(Source material)
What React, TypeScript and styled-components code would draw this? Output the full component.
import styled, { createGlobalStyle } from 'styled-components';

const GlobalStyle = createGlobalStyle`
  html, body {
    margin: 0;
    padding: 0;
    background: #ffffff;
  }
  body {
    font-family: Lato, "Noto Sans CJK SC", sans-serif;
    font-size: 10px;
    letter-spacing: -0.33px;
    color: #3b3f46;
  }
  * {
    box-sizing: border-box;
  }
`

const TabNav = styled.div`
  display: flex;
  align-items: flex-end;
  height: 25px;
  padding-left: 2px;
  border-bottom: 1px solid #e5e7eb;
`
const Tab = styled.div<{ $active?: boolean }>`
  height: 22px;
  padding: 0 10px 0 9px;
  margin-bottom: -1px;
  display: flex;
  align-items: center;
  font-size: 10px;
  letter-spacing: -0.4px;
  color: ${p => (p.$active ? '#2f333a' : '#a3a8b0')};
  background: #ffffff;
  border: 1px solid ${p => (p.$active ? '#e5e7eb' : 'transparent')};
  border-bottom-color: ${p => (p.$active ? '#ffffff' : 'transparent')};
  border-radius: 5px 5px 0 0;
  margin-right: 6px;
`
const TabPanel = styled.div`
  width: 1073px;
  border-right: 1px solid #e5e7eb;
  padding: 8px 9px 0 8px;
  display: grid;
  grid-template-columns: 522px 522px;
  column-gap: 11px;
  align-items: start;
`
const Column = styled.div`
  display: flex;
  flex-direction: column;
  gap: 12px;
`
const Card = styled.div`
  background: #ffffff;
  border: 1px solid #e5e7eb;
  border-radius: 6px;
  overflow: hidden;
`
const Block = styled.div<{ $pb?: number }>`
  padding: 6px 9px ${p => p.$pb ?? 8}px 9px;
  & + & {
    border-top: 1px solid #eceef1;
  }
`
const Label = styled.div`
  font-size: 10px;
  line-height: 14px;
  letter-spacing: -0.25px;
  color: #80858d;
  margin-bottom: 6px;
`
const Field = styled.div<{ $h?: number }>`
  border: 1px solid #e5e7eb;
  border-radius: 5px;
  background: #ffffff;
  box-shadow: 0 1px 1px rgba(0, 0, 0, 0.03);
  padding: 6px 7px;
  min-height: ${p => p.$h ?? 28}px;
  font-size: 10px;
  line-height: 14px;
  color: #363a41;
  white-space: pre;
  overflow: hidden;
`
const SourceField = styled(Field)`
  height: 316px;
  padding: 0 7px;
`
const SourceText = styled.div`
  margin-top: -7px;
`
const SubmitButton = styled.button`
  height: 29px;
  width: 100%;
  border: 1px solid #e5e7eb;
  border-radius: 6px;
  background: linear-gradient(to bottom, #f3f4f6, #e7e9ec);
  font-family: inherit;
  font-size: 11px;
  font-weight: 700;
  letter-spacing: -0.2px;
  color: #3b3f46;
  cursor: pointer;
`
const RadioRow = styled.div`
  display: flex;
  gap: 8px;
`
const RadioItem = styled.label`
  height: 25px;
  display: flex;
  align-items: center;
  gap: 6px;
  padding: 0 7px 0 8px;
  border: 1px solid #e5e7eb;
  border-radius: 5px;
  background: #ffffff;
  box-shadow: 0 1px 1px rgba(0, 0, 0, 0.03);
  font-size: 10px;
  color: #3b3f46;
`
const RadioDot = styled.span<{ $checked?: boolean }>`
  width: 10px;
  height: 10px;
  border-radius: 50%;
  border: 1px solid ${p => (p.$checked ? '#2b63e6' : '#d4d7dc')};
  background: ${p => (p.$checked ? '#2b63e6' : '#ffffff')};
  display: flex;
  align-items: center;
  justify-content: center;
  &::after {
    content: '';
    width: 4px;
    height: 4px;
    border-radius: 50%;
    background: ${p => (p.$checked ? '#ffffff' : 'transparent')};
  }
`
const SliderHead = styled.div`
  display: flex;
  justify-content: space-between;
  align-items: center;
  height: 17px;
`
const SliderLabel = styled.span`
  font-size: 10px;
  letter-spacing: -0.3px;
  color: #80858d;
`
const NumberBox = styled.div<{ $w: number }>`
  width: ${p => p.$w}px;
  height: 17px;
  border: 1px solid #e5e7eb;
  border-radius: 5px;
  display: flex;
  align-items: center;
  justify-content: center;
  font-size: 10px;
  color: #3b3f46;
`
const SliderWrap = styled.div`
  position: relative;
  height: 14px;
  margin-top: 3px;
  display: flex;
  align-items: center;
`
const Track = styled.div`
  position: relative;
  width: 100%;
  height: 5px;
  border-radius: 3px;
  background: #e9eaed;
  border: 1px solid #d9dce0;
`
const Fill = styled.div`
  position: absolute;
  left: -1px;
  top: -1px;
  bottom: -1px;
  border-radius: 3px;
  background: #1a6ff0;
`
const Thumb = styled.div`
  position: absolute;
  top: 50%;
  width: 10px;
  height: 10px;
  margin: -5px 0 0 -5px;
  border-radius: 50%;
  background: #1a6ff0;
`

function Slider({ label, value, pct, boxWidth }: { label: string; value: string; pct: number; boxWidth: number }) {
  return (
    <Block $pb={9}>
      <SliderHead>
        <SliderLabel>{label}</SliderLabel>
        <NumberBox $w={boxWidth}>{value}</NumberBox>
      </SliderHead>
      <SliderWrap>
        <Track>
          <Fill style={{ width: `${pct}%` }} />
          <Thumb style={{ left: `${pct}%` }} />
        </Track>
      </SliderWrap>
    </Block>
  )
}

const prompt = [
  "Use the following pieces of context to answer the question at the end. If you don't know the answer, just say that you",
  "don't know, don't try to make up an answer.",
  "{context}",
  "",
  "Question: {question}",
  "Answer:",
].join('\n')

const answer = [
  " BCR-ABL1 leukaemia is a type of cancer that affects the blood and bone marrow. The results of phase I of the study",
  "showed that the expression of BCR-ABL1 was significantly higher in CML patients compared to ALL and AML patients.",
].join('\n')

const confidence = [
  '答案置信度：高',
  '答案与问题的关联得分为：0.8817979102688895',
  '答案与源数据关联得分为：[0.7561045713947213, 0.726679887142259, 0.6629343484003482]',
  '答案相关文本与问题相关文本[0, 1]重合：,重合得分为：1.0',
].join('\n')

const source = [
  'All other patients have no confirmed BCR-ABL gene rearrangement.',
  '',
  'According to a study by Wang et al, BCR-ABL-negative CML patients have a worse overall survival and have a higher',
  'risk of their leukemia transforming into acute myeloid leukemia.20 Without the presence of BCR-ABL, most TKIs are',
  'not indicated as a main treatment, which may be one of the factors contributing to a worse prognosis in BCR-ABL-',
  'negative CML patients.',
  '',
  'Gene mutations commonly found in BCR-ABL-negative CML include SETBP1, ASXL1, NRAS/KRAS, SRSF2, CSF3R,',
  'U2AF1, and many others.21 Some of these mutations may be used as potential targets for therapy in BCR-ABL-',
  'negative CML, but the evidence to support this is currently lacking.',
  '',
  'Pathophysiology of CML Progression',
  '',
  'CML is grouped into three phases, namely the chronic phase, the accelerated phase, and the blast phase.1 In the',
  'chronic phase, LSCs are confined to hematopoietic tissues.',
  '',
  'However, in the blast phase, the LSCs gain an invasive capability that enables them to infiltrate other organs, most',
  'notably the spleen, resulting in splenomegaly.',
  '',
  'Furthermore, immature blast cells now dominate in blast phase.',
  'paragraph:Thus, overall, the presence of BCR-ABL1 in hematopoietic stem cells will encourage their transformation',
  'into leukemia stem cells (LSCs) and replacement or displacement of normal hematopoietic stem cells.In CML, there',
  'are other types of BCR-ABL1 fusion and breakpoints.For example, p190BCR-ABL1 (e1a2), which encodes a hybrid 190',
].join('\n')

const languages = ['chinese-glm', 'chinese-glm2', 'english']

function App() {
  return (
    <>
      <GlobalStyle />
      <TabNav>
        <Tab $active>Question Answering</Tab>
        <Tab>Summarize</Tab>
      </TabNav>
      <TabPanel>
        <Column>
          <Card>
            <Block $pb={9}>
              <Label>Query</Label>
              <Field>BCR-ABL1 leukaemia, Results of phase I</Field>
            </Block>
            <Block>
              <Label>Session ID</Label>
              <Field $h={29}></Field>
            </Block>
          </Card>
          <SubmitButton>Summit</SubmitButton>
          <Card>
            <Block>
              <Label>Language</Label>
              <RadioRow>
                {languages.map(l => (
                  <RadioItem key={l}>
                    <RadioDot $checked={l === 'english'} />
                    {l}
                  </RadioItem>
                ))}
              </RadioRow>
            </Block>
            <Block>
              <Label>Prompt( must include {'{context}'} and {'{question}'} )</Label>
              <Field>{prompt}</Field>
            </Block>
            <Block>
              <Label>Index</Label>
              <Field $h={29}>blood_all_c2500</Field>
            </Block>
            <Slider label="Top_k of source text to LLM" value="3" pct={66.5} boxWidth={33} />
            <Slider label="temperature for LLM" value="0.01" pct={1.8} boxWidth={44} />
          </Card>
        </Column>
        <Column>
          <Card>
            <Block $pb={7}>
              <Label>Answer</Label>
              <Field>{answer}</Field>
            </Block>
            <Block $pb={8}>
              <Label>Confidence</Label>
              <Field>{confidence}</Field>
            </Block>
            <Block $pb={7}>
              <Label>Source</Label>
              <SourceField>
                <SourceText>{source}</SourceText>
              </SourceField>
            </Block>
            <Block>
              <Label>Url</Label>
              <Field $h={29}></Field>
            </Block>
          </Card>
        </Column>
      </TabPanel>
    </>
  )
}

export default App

(Aim of the task) Show all lines from the listing above in which "this" appears.

(Answer to the task)
What React, TypeScript and styled-components code would draw this? Output the full component.
  'negative CML, but the evidence to support this is currently lacking.',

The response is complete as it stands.